Everything You Need to Know About the Mysterious Illness Sending Marijuana Users to the Hospital

Experts are growing increasingly concerned about a possible side effect of cannabis that causes vomiting, abdominal pain, and nausea in some marijuana users called cannabinoid hyperemesis syndrome (CHS). According to a new study published in the journal Annals of Internal Medicine, 18.4% of people who inhaled cannabis and ended up in the emergency room of a Colorado hospital and 8.4% of those who ate edible cannabis and ended up in the emergency room had CHS symptoms.

As marijuana becomes legal in more states, doctors are starting to pay more attention to CHS, which was first identified in Australian research in 2004. Health spoke to Joseph Habboushe, MD, who specializes in emergency medicine at NYU Langone, to learn more about CHS—and why you’ll likely be hearing more about CHS in the future.

Right now, what’s known about CHS is sparse, Dr. Habboushe says. “There’s not much research out there. At a high level, a lot more research needs to be done. In this time when we are accepting marijuana more, we have to see that any drug out there has a side effect.”

The patients who reported CHS symptoms in the 2004 study on the condition “were all folks who’d been smoking for years,” he says. While it’s possible to use marijuana for years without experiencing symptoms of CHS, once a person does experience CHS symptoms, the symptoms tend to stick around as long as the person continues using marijuana. If you quit using marijuana because of CHS and then, at some point later on, take it up again, CHS symptoms will likely return.

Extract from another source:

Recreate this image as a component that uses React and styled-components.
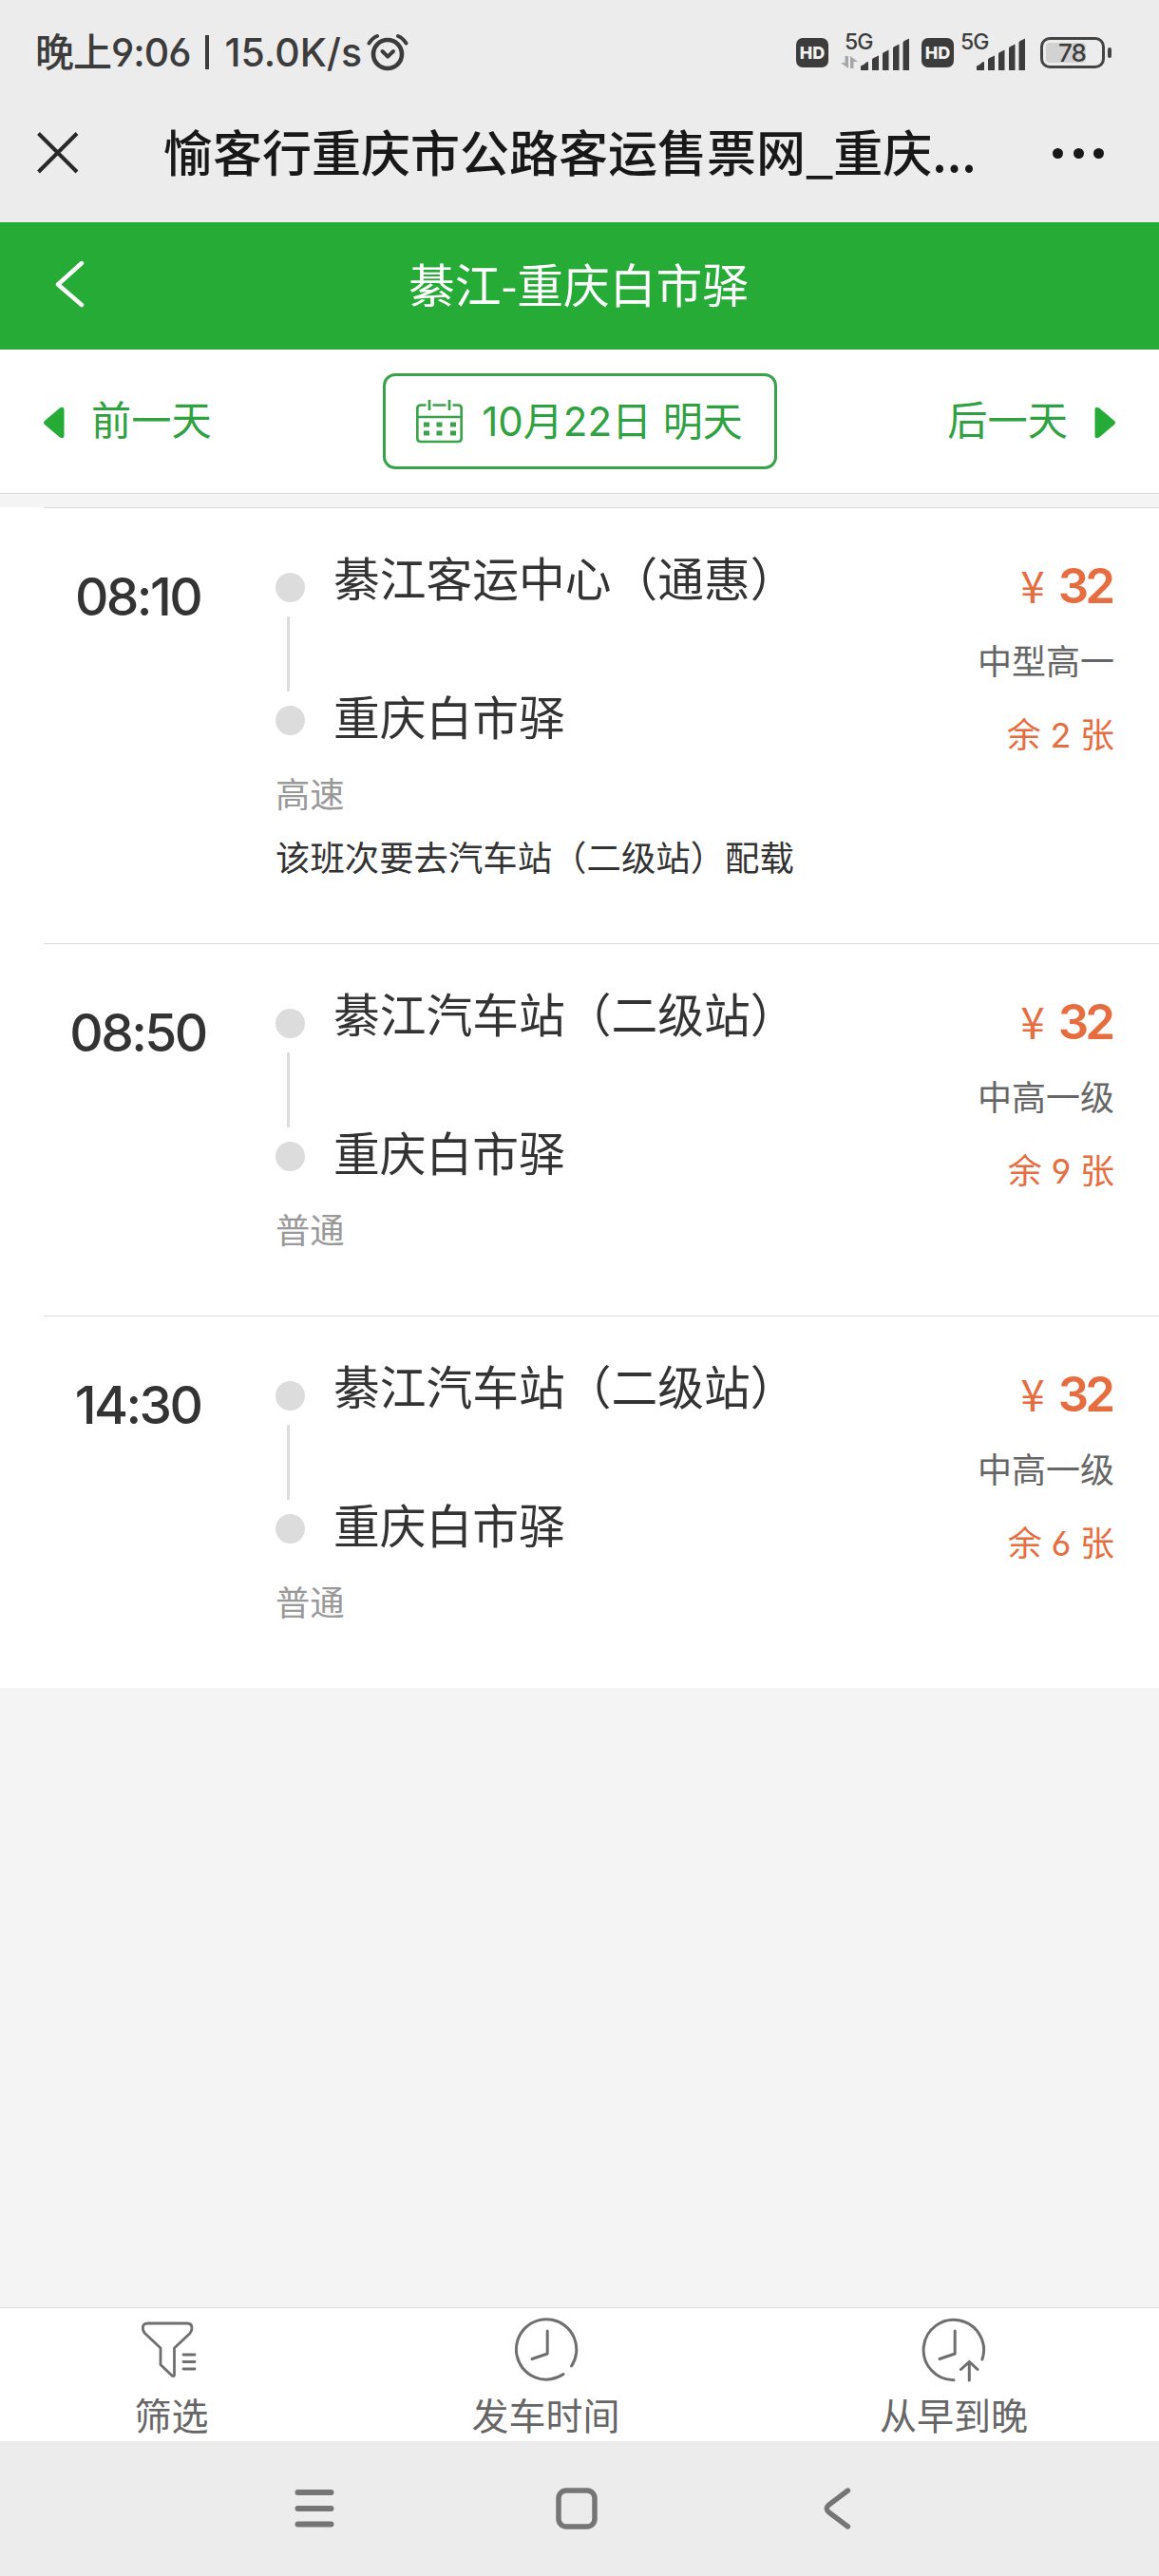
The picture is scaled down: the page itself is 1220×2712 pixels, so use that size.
import React from "react";
import styled, { createGlobalStyle } from "styled-components";

const GlobalStyle = createGlobalStyle`
  * {
    box-sizing: border-box;
  }
  body {
    margin: 0;
    font-family: "Inter", "Noto Sans CJK SC", sans-serif;
    font-feature-settings: "cv03", "cv04";
    background-color: #f4f4f4;
  }
  svg {
    display: block;
    flex-shrink: 0;
  }
`;

const Wrapper = styled.div`
  display: flex;
  flex-direction: column;
  width: 1220px;
  height: 2712px;
  overflow: hidden;
  background-color: #f4f4f4;
  white-space: nowrap;
`;

const StatusBar = styled.div`
  display: flex;
  align-items: center;
  justify-content: space-between;
  height: 108px;
  padding: 2px 50px 0 37px;
  background-color: #ececec;
  color: #3c3c3c;
`;

const StatusLeft = styled.div`
  display: flex;
  align-items: center;
  font-size: 41px;
  font-weight: 500;
  line-height: 50px;
`;

const StatusClock = styled.span`
  letter-spacing: -1px;
`;

const StatusDivider = styled.div`
  width: 4px;
  height: 36px;
  margin: 0 17px 0 15px;
  background-color: #3c3c3c;
`;

const StatusSpeed = styled.span`
  margin-right: 5px;
`;

const StatusRight = styled.div`
  display: flex;
  align-items: center;
`;

const HdBadge = styled.div`
  width: 34px;
  height: 31px;
  margin-right: ${(props) => props.$gap}px;
  border-radius: 7px;
  background-color: #3c3c3c;
  color: #f2f2f2;
  font-size: 18px;
  font-weight: 800;
  line-height: 31px;
  text-align: center;
`;

const Signal = styled.div`
  display: flex;
  align-items: flex-end;
  height: 38px;
  margin-right: ${(props) => props.$gap}px;
`;

const SignalType = styled.div`
  display: flex;
  flex-direction: column;
  align-items: flex-start;
  justify-content: space-between;
  width: ${(props) => props.$width}px;
  height: 38px;
  padding-bottom: 2px;
  margin-right: -12px;
  font-size: 23px;
  font-weight: 500;
  line-height: 17px;
  letter-spacing: -1px;
  span {
    margin-left: ${(props) => props.$indent}px;
  }
`;

const Battery = styled.div`
  display: flex;
  align-items: center;
  gap: 3px;
`;

const BatteryCase = styled.div`
  width: 68px;
  height: 33px;
  padding: 3px;
  border: 3px solid #444;
  border-radius: 10px;
`;

const BatteryLevel = styled.div`
  width: 42px;
  height: 21px;
  border-radius: 4px;
  background-color: #d2d2d2;
  color: #3c3c3c;
  font-size: 26px;
  font-weight: 500;
  line-height: 21px;
  text-indent: 13px;
  letter-spacing: -1px;
`;

const BatteryTip = styled.div`
  width: 4px;
  height: 11px;
  border-radius: 2px;
  background-color: #444;
`;

const TitleBar = styled.div`
  display: flex;
  align-items: center;
  height: 126px;
  padding: 0 58px 20px 39px;
  background-color: #ececec;
  color: #181818;
`;

const PageTitle = styled.div`
  flex: 1;
  margin: -5px 0 0 89px;
  font-family: "Noto Sans CJK SC", sans-serif;
  font-size: 52px;
  font-weight: 500;
  line-height: 70px;
`;

const MoreDots = styled.div`
  display: flex;
  gap: 10.5px;
  i {
    width: 11px;
    height: 11px;
    border-radius: 50%;
    background-color: #181818;
  }
`;

const RouteHeader = styled.div`
  display: grid;
  grid-template-columns: 100px 1fr 100px;
  align-items: center;
  height: 134px;
  padding: 0 0 4px;
  background-color: #26ab37;
  color: #fff;
  svg {
    margin-left: 58px;
  }
`;

const RouteTitle = styled.div`
  margin: -3px 2px 0 0;
  font-family: "Noto Sans CJK SC", sans-serif;
  font-size: 48.75px;
  line-height: 66px;
  text-align: center;
`;

const DateBar = styled.div`
  display: flex;
  align-items: center;
  justify-content: space-between;
  height: 152px;
  padding: 0 46px;
  background-color: #fff;
  border-bottom: 1px solid #dadada;
  color: #2fa141;
`;

const DayButton = styled.div`
  display: flex;
  align-items: center;
  gap: 28px;
  margin-top: -2px;
  font-size: 42.25px;
  line-height: 60px;
  svg {
    margin-top: 5px;
  }
`;

const DateBox = styled.div`
  display: flex;
  align-items: center;
  justify-content: center;
  gap: 20px;
  width: 415px;
  height: 101px;
  border: 3px solid #3ba14b;
  border-radius: 13px;
  font-size: 42px;
  line-height: 60px;
`;

const List = styled.div`
  margin-top: 14px;
  background-color: #fff;
`;

const Row = styled.div`
  display: flex;
  margin-left: 46px;
  padding: 45px 47px 64px 0;
  border-top: 1px solid #dadada;
`;

const Time = styled.div`
  width: 198px;
  padding-top: 18px;
  color: #333;
  font-size: 55px;
  font-weight: 500;
  line-height: 60px;
  letter-spacing: -2.6px;
  text-align: center;
`;

const Detail = styled.div`
  flex: 1;
  margin-left: 46px;
`;

const Route = styled.div`
  display: flex;
`;

const Track = styled.div`
  display: flex;
  flex-direction: column;
  gap: 15px;
  width: 61px;
  padding-top: 23px;
`;

const Dot = styled.div`
  width: 31px;
  height: 31px;
  border-radius: 50%;
  background-color: #dcdcdc;
`;

const Line = styled.div`
  width: 3px;
  height: 79px;
  margin-left: 12px;
  background-color: #dcdcdc;
`;

const Stations = styled.div`
  display: flex;
  flex-direction: column;
  gap: 86px;
  padding-top: 1px;
  color: #333;
  font-size: 48.75px;
  line-height: 60px;
`;

const Tag = styled.div`
  margin-top: 25px;
  color: #999;
  font-size: 36.3px;
  line-height: 50px;
`;

const Note = styled.div`
  margin-top: 17px;
  color: #333;
  font-size: 36.4px;
  line-height: 50px;
`;

const Side = styled.div`
  display: flex;
  flex-direction: column;
  align-items: flex-end;
  color: #e56d40;
`;

const Price = styled.div`
  margin: 7px 3px 0 0;
  font-size: 51px;
  font-weight: 600;
  line-height: 60px;
  letter-spacing: -4px;
  span {
    margin-right: 18px;
    font-family: "Noto Sans CJK SC", sans-serif;
    font-size: 46px;
    font-weight: 400;
    line-height: 1;
  }
`;

const BusType = styled.div`
  margin-top: 25px;
  color: #666;
  font-size: 36px;
  line-height: 50px;
`;

const Remain = styled.div`
  margin-top: 27px;
  font-size: 36px;
  line-height: 50px;
  word-spacing: -0.5px;
`;

const TabBar = styled.div`
  display: grid;
  grid-template-columns: 361px 427px 432px;
  height: 141px;
  margin-top: auto;
  background-color: #fff;
  border-top: 1px solid #dadada;
`;

const Tab = styled.div`
  display: flex;
  flex-direction: column;
  align-items: center;
  color: #666;
  font-size: 39px;
  line-height: 50px;
`;

const TabIcon = styled.div`
  display: flex;
  align-items: center;
  height: 68px;
  margin: 10px 0 11px;
  padding-right: ${(props) => props.$shift || 0}px;
`;

const NavBar = styled.div`
  display: flex;
  align-items: center;
  justify-content: center;
  gap: 233px;
  height: 142px;
  padding-right: 4px;
  background-color: #ececec;
`;

const buses = [
  {
    time: "08:10",
    from: "綦江客运中心（通惠）",
    to: "重庆白市驿",
    tag: "高速",
    note: "该班次要去汽车站（二级站）配载",
    price: 32,
    type: "中型高一",
    remain: 2,
  },
  {
    time: "08:50",
    from: "綦江汽车站（二级站）",
    to: "重庆白市驿",
    tag: "普通",
    price: 32,
    type: "中高一级",
    remain: 9,
  },
  {
    time: "14:30",
    from: "綦江汽车站（二级站）",
    to: "重庆白市驿",
    tag: "普通",
    price: 32,
    type: "中高一级",
    remain: 6,
  },
];

const AlarmIcon = () => (
  <svg width="44" height="40" viewBox="0 0 44 40" fill="none" stroke="#3c3c3c">
    <circle cx="22" cy="22" r="15" strokeWidth="4.6" />
    <path
      d="M2.5 10.5Q6 5 11 3M41.5 10.5Q38 5 33 3"
      strokeWidth="4"
      strokeLinecap="round"
    />
    <path
      d="M16.5 19l5.7 5.6 5.8-5.6"
      strokeWidth="4"
      strokeLinecap="round"
      strokeLinejoin="round"
    />
  </svg>
);

const SignalBars = () => (
  <svg width="51" height="34" viewBox="0 0 51 34" fill="#3c3c3c">
    <path d="M0 34V29.5Q4 28 6 25.5Q8 24.5 8 26V34Z" />
    <path d="M12 34V23Q12 21.5 13.5 21L19 18.5V34Z" />
    <path d="M23 34V17Q23 15.5 24.5 15L29.5 12.5V34Z" />
    <path d="M34 34V11Q34 9.5 35.5 9L40.5 6.5V34Z" />
    <path d="M44.5 34V5Q44.5 3.5 46 3L51 .5V34Z" />
  </svg>
);

const DataArrows = () => (
  <svg width="18" height="13" viewBox="0 0 18 13" fill="#a6a6a6">
    <path d="M4.500 0h3.500v13L0 7h4.500zM10 13h3.500V6h4.500L10 0z" />
  </svg>
);

const CloseIcon = () => (
  <svg width="44" height="44" viewBox="0 0 44 44">
    <path d="M1.5 1.5L42 42M42 1.5L1.5 42" stroke="#282828" strokeWidth="4" />
  </svg>
);

const BackIcon = () => (
  <svg width="32" height="50" viewBox="0 0 32 50" fill="none">
    <path
      d="M28 3L3 25.5L28 47"
      stroke="#fff"
      strokeWidth="4.4"
      strokeLinecap="round"
      strokeLinejoin="round"
    />
  </svg>
);

const ArrowLeft = () => (
  <svg width="22" height="34" viewBox="0 0 22 34" fill="#26ab37">
    <path d="M1 15L17 1.5Q21.5-1 21.5 4V30Q21.5 35 17 32.5L1 19Q-1 17 1 15Z" />
  </svg>
);

const ArrowRight = () => (
  <svg width="22" height="34" viewBox="0 0 22 34" fill="#26ab37">
    <path d="M21 15L5 1.5Q.5-1 .5 4V30Q.5 35 5 32.5L21 19Q23 17 21 15Z" />
  </svg>
);

const CalendarIcon = () => (
  <svg width="49" height="46" viewBox="0 0 49 46" fill="none" stroke="#3ba14b">
    <path
      d="M10.5 5.5H5Q1.3 5.5 1.3 9V40Q1.3 44 5 44H44Q47.7 44 47.7 40V9Q47.7 5.5 44 5.5H38.5M17.5 5.5H31.5M1.3 18H47.7M14 0V11M35 0V11"
      strokeWidth="2.7"
    />
    <path
      d="M8 26H14M21.5 26H27.5M36 26H42M8 35H14M21.5 35H27.5M36 35H42"
      strokeWidth="5"
    />
  </svg>
);

const FilterIcon = () => (
  <svg
    width="58"
    height="60"
    viewBox="0 0 58 60"
    fill="none"
    stroke="#6e6e6e"
    strokeWidth="2.8"
    strokeLinecap="round"
    strokeLinejoin="round"
  >
    <path d="M6.5 2H48Q53 2 53 7Q53 10 51 12.5L34.5 28V56.5Q33.5 58.5 32 57L20 45.5V28L3.5 12.5Q1.3 10 1.3 7Q1.3 2 6.5 2Z" />
    <path d="M44 35H56M44 42.5H56M44 50H56" />
  </svg>
);

const ClockIcon = () => (
  <svg
    width="68"
    height="68"
    viewBox="0 0 68 68"
    fill="none"
    stroke="#6e6e6e"
    strokeWidth="3"
    strokeLinecap="round"
  >
    <path d="M60.5 51A31.7 31.7 0 1 0 52 59.6" />
    <path d="M35.2 14V38L19 43.5" strokeLinejoin="round" />
  </svg>
);

const ClockUpIcon = () => (
  <svg
    width="68"
    height="68"
    viewBox="0 0 68 68"
    fill="none"
    stroke="#6e6e6e"
    strokeWidth="3"
    strokeLinecap="round"
  >
    <path d="M63.9 44A31.7 31.7 0 1 0 34 65.7" />
    <path d="M35.2 14V38L19 43.5" strokeLinejoin="round" />
    <path d="M50.3 66V47M41.5 54.5L50.3 46.5L59 54.5" />
  </svg>
);

const MenuKey = () => (
  <svg width="42" height="44" viewBox="0 0 42 44" stroke="#757575">
    <path
      d="M3.5 5H38.5M3.5 22H38.5M3.5 38.5H38.5"
      strokeWidth="6"
      strokeLinecap="round"
    />
  </svg>
);

const HomeKey = () => (
  <svg width="44" height="44" viewBox="0 0 44 44" fill="none">
    <rect x="3" y="3" width="38" height="38" rx="8" stroke="#757575" strokeWidth="5.5" />
  </svg>
);

const BackKey = () => (
  <svg width="44" height="44" viewBox="0 0 44 44" fill="none">
    <path
      d="M30.5 3L10.5 18Q6 22 10.5 26L30.5 41"
      stroke="#757575"
      strokeWidth="5.4"
      strokeLinecap="round"
    />
  </svg>
);

const BusRow = ({ bus }) => {
  return (
    <Row>
      <Time>{bus.time}</Time>
      <Detail>
        <Route>
          <Track>
            <Dot />
            <Line />
            <Dot />
          </Track>
          <Stations>
            <div>{bus.from}</div>
            <div>{bus.to}</div>
          </Stations>
        </Route>
        <Tag>{bus.tag}</Tag>
        {bus.note && <Note>{bus.note}</Note>}
      </Detail>
      <Side>
        <Price>
          <span>¥</span>
          {bus.price}
        </Price>
        <BusType>{bus.type}</BusType>
        <Remain>余 {bus.remain} 张</Remain>
      </Side>
    </Row>
  );
};

const App = () => {
  return (
    <Wrapper>
      <GlobalStyle />
      <StatusBar>
        <StatusLeft>
          <StatusClock>晚上9:06</StatusClock>
          <StatusDivider />
          <StatusSpeed>15.0K/s</StatusSpeed>
          <AlarmIcon />
        </StatusLeft>
        <StatusRight>
          <HdBadge $gap={13}>HD</HdBadge>
          <Signal $gap={13}>
            <SignalType $width={33} $indent={4}>
              <span>5G</span>
              <DataArrows />
            </SignalType>
            <SignalBars />
          </Signal>
          <HdBadge $gap={7}>HD</HdBadge>
          <Signal $gap={16}>
            <SignalType $width={29} $indent={0}>
              <span>5G</span>
            </SignalType>
            <SignalBars />
          </Signal>
          <Battery>
            <BatteryCase>
              <BatteryLevel>78</BatteryLevel>
            </BatteryCase>
            <BatteryTip />
          </Battery>
        </StatusRight>
      </StatusBar>
      <TitleBar>
        <CloseIcon />
        <PageTitle>愉客行重庆市公路客运售票网_重庆...</PageTitle>
        <MoreDots>
          <i />
          <i />
          <i />
        </MoreDots>
      </TitleBar>
      <RouteHeader>
        <BackIcon />
        <RouteTitle>綦江-重庆白市驿</RouteTitle>
      </RouteHeader>
      <DateBar>
        <DayButton>
          <ArrowLeft />
          前一天
        </DayButton>
        <DateBox>
          <CalendarIcon />
          <span>10月22日 明天</span>
        </DateBox>
        <DayButton>
          后一天
          <ArrowRight />
        </DayButton>
      </DateBar>
      <List>
        {buses.map((bus) => (
          <BusRow key={bus.time} bus={bus} />
        ))}
      </List>
      <TabBar>
        <Tab>
          <TabIcon $shift={6}>
            <FilterIcon />
          </TabIcon>
          筛选
        </Tab>
        <Tab>
          <TabIcon>
            <ClockIcon />
          </TabIcon>
          发车时间
        </Tab>
        <Tab>
          <TabIcon>
            <ClockUpIcon />
          </TabIcon>
          从早到晚
        </Tab>
      </TabBar>
      <NavBar>
        <MenuKey />
        <HomeKey />
        <BackKey />
      </NavBar>
    </Wrapper>
  );
};

export default App;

In January 2018, Dr. Habboushe published a paper on CHS that found that among patients who use marijuana “regularly”—defined as at least 20 days a month—“roughly a third seemed to have some symptoms to fit CHS.” Those people, he says, end up most frequently in either an emergency room or a gastroenterologist’s office—where they’re often misdiagnosed. Doctors might try to rule out pregnancy, anemia, and esophageal and digestion complications before diagnosing someone with CHS.

Dr. Habboushe says nobody has a solid answer to the question of why marijuana induces CHS. Researchers don’t think the onset of CHS is related to the way users consume marijuana; smoking marijuana or eating cannabis edibles can both lead to CHS symptoms.

Stopping marijuana use is the only known way to permanently alleviate CHS symptoms, but it takes time. “We know that if you stop smoking you get better, but it takes days to weeks,” Dr. Habboushe says. Among CHS patients studied in 2004, taking hot showers had also helped alleviate symptoms; some people with CHS end up taking hot showers for hours a day just to get some relief from severe symptoms, he adds.

Dr. Habboushe stresses the fact that many of the CHS cases making headlines reflect the symptoms of patients who use marijuana very frequently. Not everyone who uses marijuana will get CHS, and not everyone who gets CHS will have symptoms that warrant a trip to the emergency room. But more research is needed to understand who is truly at risk. “If we’re going to start accepting marijuana more,” he says, “we need to be willing to study it.”